VATICAN CITY, JULY 11, 2010 (Zenit.org).- For the third year in a row, the economic crisis has left the Holy See and the Vatican City State in the red.
This was revealed Saturday in a statement published by the Council of Cardinals for the Study of Organizational and Economic Matters of the Holy See on the 2009 financial statement of the Holy See and the Vatican City State Governorate.
The council met for its 45th meeting last week in the Vatican, presided over by Benedict XVI’s secretary of state, Cardinal Tarcisio Bertone.
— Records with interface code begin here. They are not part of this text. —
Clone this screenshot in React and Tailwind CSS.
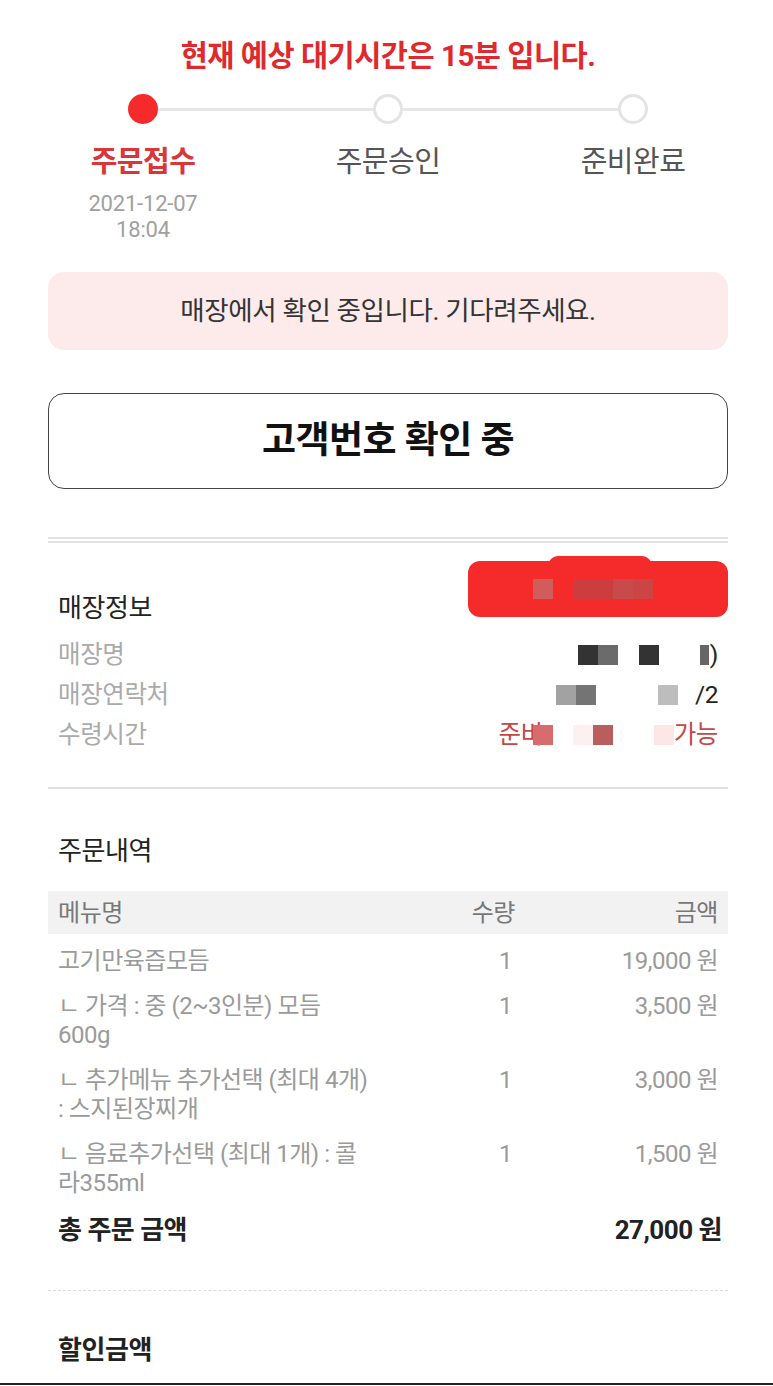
import React from 'react';

const font = { fontFamily: "Roboto, 'Noto Sans CJK KR', sans-serif" };

const steps = [
  { label: '주문접수', active: true, date: ['2021-12-07', '18:04'] },
  { label: '주문승인' },
  { label: '준비완료' },
];

const items = [
  { name: ['고기만육즙모듬'], qty: 1, price: '19,000 원' },
  { name: ['ㄴ 가격 : 중 (2~3인분) 모듬', '600g'], qty: 1, price: '3,500 원' },
  { name: ['ㄴ 추가메뉴 추가선택 (최대 4개)', ': 스지된장찌개'], qty: 1, price: '3,000 원' },
  { name: ['ㄴ 음료추가선택 (최대 1개) : 콜', '라355ml'], qty: 1, price: '1,500 원' },
];

function Block({ className }) {
  return <span className={`inline-block w-[20px] h-[20px] ${className}`} />;
}

export default function App() {
  return (
    <div className="w-[773px] bg-white" style={font}>
      <div className="pl-[48px] pr-[45px]">
        {/* wait time */}
        <p className="pt-[36px] text-center text-[29.5px] leading-[40px] font-bold text-[#e0292e] tracking-[-0.5px]">
          현재 예상 대기시간은 15분 입니다.
        </p>

        {/* progress */}
        <div className="mt-[18px] px-[80px] flex items-center">
          <span className="w-[30px] h-[30px] rounded-full bg-[#f52a2a] shrink-0" />
          <span className="flex-1 h-[3px] bg-[#e6e6e6]" />
          <span className="w-[30px] h-[30px] rounded-full border-[3px] border-[#e3e3e3] bg-white shrink-0" />
          <span className="flex-1 h-[3px] bg-[#e6e6e6]" />
          <span className="w-[30px] h-[30px] rounded-full border-[3px] border-[#e3e3e3] bg-white shrink-0" />
        </div>
        <div className="mt-[19px] flex justify-between">
          {steps.map((s) => (
            <div key={s.label} className="w-[190px] flex flex-col items-center">
              <span
                className={
                  s.active
                    ? 'text-[29px] leading-[38px] font-bold text-[#d9363a] tracking-[-0.5px]'
                    : 'text-[29px] leading-[38px] text-[#555] tracking-[-0.5px]'
                }
              >
                {s.label}
              </span>
              {s.date && (
                <div className="mt-[10px] text-center text-[22px] leading-[26px] text-[#a0a0a0] tracking-[-0.2px]">
                  <div>{s.date[0]}</div>
                  <div>{s.date[1]}</div>
                </div>
              )}
            </div>
          ))}
        </div>

        {/* notice */}
        <div className="mt-[29px] h-[78px] rounded-[16px] bg-[#fdeaea] flex items-center justify-center">
          <span className="text-[26.5px] text-[#333] tracking-[-0.4px]">매장에서 확인 중입니다. 기다려주세요.</span>
        </div>

        <div className="mt-[43px] h-[96px] rounded-[16px] border-[1.5px] border-[#444] flex items-center justify-center">
          <span className="text-[37px] font-bold text-[#111] tracking-[-0.5px]">고객번호 확인 중</span>
        </div>

        <div className="mt-[48px] h-[2px] bg-[#e2e2e2]" />
        <div className="mt-[2px] h-[2px] bg-[#e2e2e2]" />

        {/* store info */}
        <div className="mt-[13px] flex justify-between items-start">
          <h2 className="pl-[10px] pt-[36px] text-[26px] leading-[32px] text-[#222] tracking-[-0.4px]">매장정보</h2>
          <div className="relative w-[260px] h-[61px]">
            <span className="absolute left-[80px] right-[76px] top-0 h-[14px] rounded-t-[10px] bg-[#f52a2a]" />
            <div className="absolute inset-x-0 top-[5px] bottom-0 rounded-[12px] bg-[#f52a2a] flex items-center pl-[65px]">
              <Block className="bg-[#d05c5c]" />
              <span className="w-[20px]" />
              <Block className="bg-[#cc3d3d]" />
              <Block className="bg-[#cc3d3d]" />
              <Block className="bg-[#c84a4a]" />
              <Block className="bg-[#cc4545]" />
            </div>
          </div>
        </div>

        <div className="mt-[11px] px-[10px] text-[24.5px] leading-[40px] tracking-[-0.4px]">
          <div className="flex justify-between">
            <span className="text-[#aaa]">매장명</span>
            <span className="flex items-center text-[#222]">
              <Block className="bg-[#333]" />
              <Block className="bg-[#6b6b6b]" />
              <span className="w-[21px]" />
              <Block className="bg-[#333]" />
              <span className="w-[41px]" />
              <Block className="!w-[9px] bg-[#666]" />
              <span className="ml-[1px]">)</span>
            </span>
          </div>
          <div className="flex justify-between">
            <span className="text-[#aaa]">매장연락처</span>
            <span className="flex items-center text-[#222]">
              <Block className="bg-[#a2a2a2]" />
              <Block className="bg-[#747474]" />
              <span className="w-[62px]" />
              <Block className="bg-[#bdbdbd]" />
              <span className="ml-[17px]">/2</span>
            </span>
          </div>
          <div className="flex justify-between">
            <span className="text-[#aaa]">수령시간</span>
            <span className="flex items-center text-[#c4474a]">
              <span>준비</span>
              <Block className="-ml-[10px] bg-[#d76c6c]" />
              <span className="w-[20px]" />
              <Block className="bg-[#fdf0f0]" />
              <Block className="bg-[#b95d5d]" />
              <span className="w-[41px]" />
              <Block className="bg-[#fde6e6]" />
              <span>가능</span>
            </span>
          </div>
        </div>

        <div className="mt-[32px] h-[2px] bg-[#e0e0e0]" />

        {/* order */}
        <h2 className="mt-[46px] pl-[10px] text-[26px] leading-[32px] text-[#222] tracking-[-0.4px]">주문내역</h2>

        <div className="mt-[24px] h-[43px] bg-[#f2f2f2] px-[10px] grid grid-cols-[332px_125px_1fr] items-center text-[24px] text-[#777] tracking-[-0.4px]">
          <span>메뉴명</span>
          <span className="text-right">수량</span>
          <span className="text-right">금액</span>
        </div>

        <div className="mt-[5px] px-[10px]">
          {items.map((it) => (
            <div
              key={it.name[0]}
              className="grid grid-cols-[332px_125px_1fr] py-[8px] text-[24px] leading-[29px] text-[#9a9a9a] tracking-[-0.5px]"
            >
              <span className="whitespace-nowrap">
                {it.name.map((l) => (
                  <div key={l}>{l}</div>
                ))}
              </span>
              <span className="text-right pr-[3px]">{it.qty}</span>
              <span className="text-right">{it.price}</span>
            </div>
          ))}
        </div>

        <div className="mt-[8px] pl-[10px] pr-[6px] flex justify-between text-[26px] leading-[32px] font-bold text-[#222] tracking-[-0.5px]">
          <span>총 주문 금액</span>
          <span>27,000 원</span>
        </div>

        <div className="mt-[44px] border-t-[1.5px] border-dashed border-[#dcdcdc]" />

        <h2 className="mt-[43px] pl-[10px] text-[26px] leading-[32px] font-bold text-[#222] tracking-[-0.4px]">할인금액</h2>
      </div>
      <div className="mt-[17px] h-[2px] bg-[#222]" />
    </div>
  );
}
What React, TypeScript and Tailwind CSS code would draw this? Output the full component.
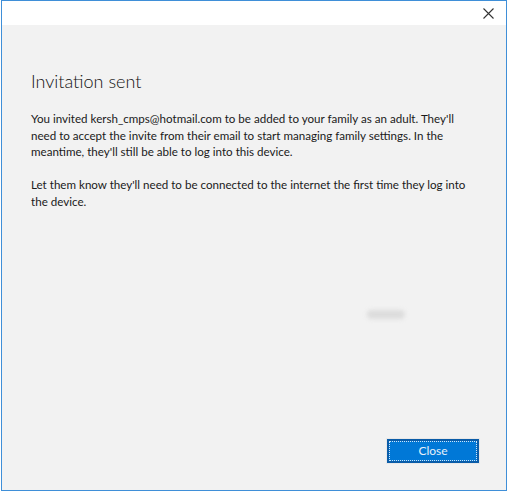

The president of the Prefecture of the Economic Affairs of the Holy See, Archbishop Velasio De Paolis, presented the 2009 financial statement of the Holy See, in which it records income of 250,182,364 euro [US$ 316,317,777] and expenditures of 254,284,520 euro [US$ 321,504,333], with a deficit of 4,102,156 euro [US$ 5,186,556].
The Holy See is composed of all the organisms of the Roman Curia and of the pontifical representations around the world, as well as its media network: Vatican Radio, L’Osservatore Romano and Vatican Television Center. It is financed by the donations of dioceses, religious congregations and the generosity of the faithful.
The Holy See employs 2,762 persons, 766 ecclesiastics, 344 religious (261 men and 83 women), 1,652 lay people (1,201 men and 451 women).
Archbishop De Paolis also presented the 2009 economic statement of Vatican City, which the archbishop noted that “similar to other states, this year too the Vatican felt the effects of the international economic-financial crisis.”
The city-state ended with a deficit of 7,815,183 euro [US$ 9,881,117], with a positive difference comparison to the preceding year of nearly 7.5 million euro [US$ 9.4].
Vatican City employs 1,891 persons, of which 38 are men religious, 27 women religious, 1,543 are laymen and 283 are laywomen.
The financial statements did not take into account annual Peter’s Pence collection, which is used exclusively to aid the poorest local Churches. The collection in 2009 totaled $82,529,417. The largest contributions of 2009 came from the Catholics of the United States, Italy and France, with significant contributions from Korea and Japan.